# Start of Task inputs
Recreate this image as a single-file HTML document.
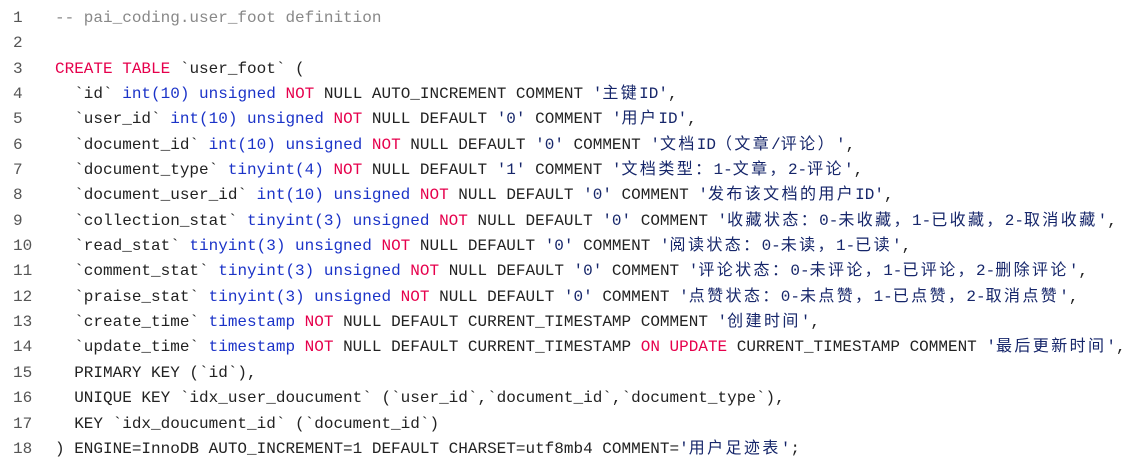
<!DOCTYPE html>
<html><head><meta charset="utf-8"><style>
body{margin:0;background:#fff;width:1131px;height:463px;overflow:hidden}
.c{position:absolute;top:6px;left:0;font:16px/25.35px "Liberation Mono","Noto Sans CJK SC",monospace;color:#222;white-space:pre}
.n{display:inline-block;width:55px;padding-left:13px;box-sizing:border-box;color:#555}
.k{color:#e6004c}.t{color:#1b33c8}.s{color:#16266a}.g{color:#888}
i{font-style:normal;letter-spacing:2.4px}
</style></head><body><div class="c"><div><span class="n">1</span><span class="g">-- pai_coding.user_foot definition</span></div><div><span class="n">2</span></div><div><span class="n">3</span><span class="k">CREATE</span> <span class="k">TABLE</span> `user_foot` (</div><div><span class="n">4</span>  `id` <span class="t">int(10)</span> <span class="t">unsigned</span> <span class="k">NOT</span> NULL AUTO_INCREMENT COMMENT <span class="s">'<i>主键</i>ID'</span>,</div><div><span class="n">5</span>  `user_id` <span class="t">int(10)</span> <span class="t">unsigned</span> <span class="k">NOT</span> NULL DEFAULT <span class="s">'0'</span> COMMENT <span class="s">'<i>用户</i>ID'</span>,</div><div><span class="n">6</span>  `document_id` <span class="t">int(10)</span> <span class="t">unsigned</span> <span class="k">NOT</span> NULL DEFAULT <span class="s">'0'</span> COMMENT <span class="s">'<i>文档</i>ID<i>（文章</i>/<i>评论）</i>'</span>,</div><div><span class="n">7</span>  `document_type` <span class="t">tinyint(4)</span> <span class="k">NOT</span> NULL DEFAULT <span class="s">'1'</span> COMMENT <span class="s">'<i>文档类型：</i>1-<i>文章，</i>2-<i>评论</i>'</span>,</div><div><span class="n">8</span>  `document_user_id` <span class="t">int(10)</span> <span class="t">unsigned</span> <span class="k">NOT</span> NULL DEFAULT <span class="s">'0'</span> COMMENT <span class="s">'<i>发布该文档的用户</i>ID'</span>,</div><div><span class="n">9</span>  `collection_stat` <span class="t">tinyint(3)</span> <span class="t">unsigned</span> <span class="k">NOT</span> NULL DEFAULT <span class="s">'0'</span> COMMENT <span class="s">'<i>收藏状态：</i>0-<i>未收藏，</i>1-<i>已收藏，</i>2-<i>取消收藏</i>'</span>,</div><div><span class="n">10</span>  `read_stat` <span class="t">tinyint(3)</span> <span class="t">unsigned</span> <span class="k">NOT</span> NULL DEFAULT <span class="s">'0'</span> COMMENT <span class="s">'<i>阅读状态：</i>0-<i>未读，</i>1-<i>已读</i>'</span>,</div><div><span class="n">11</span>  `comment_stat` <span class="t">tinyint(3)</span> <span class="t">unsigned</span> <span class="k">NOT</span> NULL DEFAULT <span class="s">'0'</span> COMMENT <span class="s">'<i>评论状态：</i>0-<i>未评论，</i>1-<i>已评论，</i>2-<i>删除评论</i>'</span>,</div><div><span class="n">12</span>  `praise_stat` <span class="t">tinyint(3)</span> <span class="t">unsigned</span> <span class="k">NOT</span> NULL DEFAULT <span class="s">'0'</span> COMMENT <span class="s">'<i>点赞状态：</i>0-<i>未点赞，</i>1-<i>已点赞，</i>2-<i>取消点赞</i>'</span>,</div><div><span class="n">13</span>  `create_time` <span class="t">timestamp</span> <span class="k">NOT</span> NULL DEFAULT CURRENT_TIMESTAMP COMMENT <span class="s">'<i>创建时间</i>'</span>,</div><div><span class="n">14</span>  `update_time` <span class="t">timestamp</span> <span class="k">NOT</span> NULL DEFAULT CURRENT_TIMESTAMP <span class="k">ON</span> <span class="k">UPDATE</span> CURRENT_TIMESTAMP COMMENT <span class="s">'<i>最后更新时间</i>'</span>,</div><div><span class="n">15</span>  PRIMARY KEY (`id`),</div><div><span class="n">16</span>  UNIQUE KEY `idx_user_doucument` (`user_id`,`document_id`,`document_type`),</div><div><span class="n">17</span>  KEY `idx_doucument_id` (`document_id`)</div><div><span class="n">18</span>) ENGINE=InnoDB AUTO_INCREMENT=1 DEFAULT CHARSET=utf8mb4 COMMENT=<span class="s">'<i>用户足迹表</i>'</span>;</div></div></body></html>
# End of Task inputs
# Start of Task inputs
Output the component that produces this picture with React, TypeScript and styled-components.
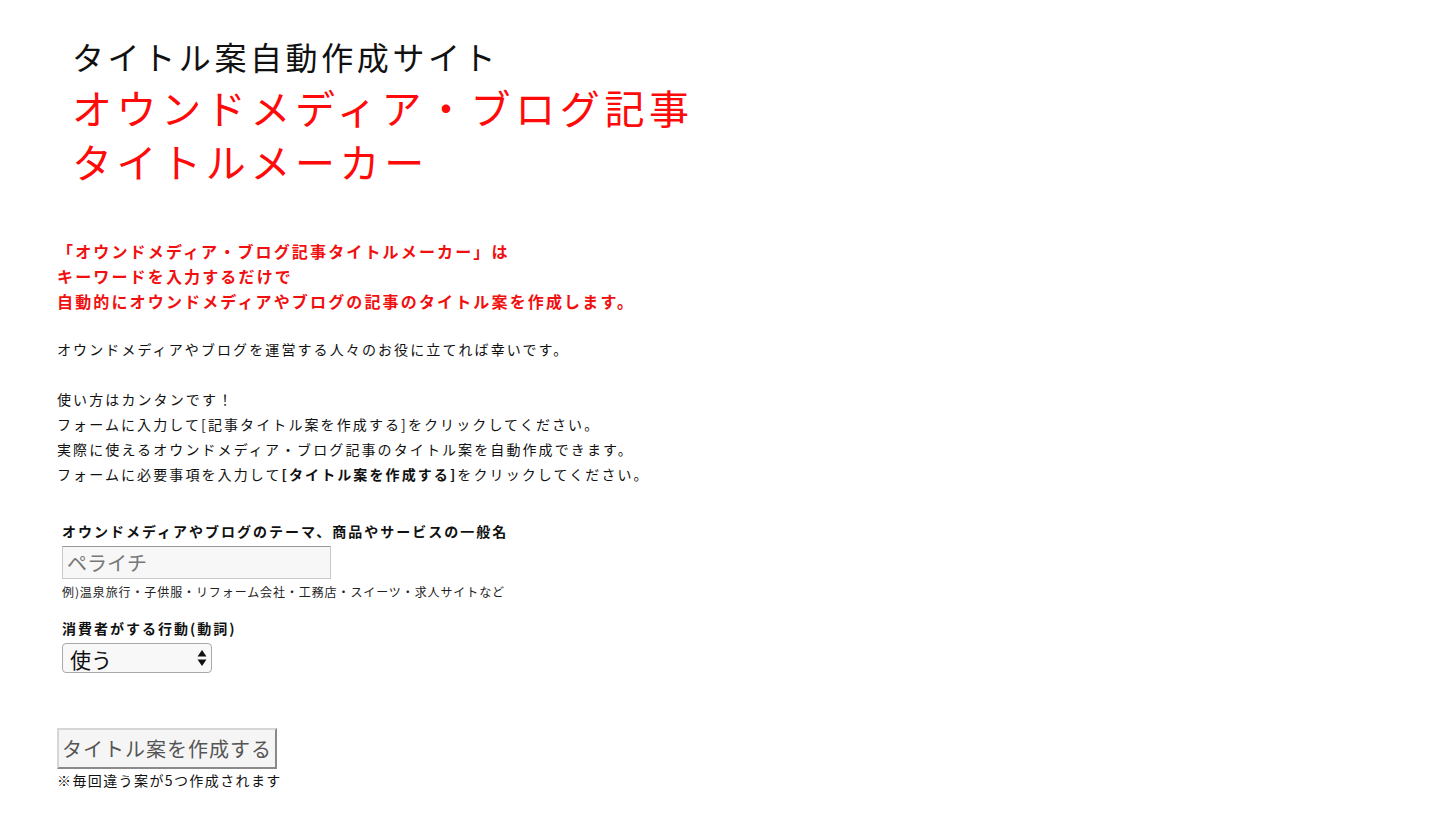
# End of Task inputs
# Start of Task inputs
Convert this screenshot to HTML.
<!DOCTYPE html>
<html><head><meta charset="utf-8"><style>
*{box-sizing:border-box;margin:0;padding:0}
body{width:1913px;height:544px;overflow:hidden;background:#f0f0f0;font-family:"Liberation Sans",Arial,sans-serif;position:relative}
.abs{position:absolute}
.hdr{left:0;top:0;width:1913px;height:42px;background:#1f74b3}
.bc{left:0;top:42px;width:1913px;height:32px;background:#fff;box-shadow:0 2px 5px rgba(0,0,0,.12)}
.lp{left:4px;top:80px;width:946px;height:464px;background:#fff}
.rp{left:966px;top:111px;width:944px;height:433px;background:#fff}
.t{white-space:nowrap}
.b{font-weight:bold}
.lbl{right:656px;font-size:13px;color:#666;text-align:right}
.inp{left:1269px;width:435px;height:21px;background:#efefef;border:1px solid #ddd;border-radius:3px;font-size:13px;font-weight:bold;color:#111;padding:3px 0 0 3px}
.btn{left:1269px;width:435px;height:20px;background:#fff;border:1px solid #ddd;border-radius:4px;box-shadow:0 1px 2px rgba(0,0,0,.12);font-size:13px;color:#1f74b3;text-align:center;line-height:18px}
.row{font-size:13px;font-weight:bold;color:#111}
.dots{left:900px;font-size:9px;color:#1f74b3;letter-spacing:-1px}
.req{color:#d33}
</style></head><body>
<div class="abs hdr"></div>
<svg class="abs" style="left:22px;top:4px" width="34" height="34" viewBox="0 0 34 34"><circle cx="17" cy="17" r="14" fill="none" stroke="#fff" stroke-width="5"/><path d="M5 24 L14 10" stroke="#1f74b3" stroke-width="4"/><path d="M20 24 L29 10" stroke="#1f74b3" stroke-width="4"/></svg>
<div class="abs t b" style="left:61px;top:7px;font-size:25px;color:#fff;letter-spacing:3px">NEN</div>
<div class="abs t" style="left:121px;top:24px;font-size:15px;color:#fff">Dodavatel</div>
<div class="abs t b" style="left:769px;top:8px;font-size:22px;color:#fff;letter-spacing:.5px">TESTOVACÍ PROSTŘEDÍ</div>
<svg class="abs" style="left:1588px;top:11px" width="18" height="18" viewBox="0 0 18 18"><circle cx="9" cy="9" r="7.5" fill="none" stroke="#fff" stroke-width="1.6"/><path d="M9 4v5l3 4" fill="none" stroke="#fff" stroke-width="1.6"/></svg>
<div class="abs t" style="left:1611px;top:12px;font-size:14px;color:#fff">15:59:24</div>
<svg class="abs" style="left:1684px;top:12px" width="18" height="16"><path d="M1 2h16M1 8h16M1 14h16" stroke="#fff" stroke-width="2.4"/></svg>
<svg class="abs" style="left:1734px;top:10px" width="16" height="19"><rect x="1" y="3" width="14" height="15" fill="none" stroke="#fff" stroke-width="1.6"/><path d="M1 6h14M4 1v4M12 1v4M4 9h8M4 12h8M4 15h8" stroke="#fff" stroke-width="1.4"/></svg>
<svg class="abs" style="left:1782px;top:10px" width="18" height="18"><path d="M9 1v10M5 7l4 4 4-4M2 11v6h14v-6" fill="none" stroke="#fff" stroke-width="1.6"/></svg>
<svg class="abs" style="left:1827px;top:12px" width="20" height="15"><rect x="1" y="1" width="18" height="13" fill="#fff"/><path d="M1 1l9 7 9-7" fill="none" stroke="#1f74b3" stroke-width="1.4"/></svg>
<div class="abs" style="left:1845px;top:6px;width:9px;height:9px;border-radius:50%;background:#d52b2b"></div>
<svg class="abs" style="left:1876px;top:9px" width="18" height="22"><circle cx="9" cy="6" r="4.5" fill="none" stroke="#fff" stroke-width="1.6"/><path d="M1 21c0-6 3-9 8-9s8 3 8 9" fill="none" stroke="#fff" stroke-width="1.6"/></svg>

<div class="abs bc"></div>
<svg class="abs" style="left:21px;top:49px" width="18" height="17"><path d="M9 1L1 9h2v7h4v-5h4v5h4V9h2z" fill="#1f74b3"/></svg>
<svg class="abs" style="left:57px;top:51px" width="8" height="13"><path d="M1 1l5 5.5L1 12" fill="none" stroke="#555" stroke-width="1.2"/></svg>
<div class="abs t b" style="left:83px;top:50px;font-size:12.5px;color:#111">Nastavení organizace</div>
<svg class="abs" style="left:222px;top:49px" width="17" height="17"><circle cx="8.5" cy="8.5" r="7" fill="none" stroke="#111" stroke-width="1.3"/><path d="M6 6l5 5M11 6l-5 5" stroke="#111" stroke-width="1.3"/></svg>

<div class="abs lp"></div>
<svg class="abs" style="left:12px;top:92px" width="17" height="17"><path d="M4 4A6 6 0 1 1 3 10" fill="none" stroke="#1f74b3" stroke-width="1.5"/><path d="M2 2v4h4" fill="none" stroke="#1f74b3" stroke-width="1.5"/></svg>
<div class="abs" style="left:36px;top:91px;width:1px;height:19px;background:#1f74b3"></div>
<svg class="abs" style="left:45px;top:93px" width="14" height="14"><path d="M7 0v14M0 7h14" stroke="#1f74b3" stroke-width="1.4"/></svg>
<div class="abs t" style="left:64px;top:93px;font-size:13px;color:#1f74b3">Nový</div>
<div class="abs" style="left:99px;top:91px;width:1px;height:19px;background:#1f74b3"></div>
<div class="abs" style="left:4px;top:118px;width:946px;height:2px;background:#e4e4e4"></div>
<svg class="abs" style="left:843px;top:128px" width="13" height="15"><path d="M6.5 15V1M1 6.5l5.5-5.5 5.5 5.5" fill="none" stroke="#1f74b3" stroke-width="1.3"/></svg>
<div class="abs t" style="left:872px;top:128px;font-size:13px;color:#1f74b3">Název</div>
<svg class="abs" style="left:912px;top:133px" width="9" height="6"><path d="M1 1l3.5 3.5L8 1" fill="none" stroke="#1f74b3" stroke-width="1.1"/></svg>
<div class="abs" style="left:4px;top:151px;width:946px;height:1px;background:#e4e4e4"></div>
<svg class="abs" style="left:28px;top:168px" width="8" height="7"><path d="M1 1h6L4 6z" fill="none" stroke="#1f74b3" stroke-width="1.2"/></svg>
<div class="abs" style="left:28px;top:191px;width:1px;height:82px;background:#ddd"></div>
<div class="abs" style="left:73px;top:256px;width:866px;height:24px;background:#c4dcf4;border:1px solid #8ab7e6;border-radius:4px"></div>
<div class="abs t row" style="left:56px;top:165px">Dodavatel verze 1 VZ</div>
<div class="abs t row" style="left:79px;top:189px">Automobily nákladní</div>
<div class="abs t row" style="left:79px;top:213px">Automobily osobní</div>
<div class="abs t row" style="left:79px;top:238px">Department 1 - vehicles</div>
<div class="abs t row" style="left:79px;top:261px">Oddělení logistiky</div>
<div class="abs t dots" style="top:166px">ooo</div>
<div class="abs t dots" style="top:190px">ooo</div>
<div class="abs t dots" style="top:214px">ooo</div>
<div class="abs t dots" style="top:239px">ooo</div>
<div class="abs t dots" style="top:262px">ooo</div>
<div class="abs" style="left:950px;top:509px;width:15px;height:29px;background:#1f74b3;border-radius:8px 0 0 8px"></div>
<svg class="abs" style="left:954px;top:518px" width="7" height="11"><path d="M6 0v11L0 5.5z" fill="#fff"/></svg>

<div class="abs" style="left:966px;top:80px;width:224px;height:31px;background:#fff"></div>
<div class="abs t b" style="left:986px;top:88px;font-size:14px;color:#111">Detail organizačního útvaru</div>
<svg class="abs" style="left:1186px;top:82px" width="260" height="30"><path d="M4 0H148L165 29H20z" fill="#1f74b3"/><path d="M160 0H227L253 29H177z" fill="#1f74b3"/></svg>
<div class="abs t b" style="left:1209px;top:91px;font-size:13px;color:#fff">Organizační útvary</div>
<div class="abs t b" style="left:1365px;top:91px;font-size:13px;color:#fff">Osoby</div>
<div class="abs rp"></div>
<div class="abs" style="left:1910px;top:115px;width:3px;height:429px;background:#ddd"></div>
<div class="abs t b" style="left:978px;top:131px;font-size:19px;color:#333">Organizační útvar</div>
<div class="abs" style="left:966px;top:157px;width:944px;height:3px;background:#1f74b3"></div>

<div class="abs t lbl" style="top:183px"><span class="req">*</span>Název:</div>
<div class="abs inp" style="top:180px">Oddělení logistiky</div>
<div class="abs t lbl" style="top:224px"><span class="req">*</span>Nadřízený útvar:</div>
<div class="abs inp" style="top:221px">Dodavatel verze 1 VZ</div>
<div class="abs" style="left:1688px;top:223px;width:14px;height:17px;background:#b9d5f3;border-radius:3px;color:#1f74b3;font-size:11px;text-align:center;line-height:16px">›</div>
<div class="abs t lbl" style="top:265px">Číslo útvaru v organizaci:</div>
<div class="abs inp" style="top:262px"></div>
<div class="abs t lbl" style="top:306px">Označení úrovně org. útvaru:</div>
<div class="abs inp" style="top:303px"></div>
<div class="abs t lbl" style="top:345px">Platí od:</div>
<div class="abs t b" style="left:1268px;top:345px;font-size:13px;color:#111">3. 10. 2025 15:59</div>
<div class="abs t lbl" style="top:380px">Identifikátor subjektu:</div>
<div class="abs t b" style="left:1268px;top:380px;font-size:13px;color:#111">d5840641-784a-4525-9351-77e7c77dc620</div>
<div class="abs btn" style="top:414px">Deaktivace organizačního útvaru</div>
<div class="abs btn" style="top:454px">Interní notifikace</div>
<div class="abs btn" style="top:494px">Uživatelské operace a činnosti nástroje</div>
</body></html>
# End of Task inputs
Read the data above and pull out each line that holds the string "this".

= Response =
Recreate this image as a single-file HTML document.
Output the component that produces this picture with React, TypeScript and styled-components.
Convert this screenshot to HTML.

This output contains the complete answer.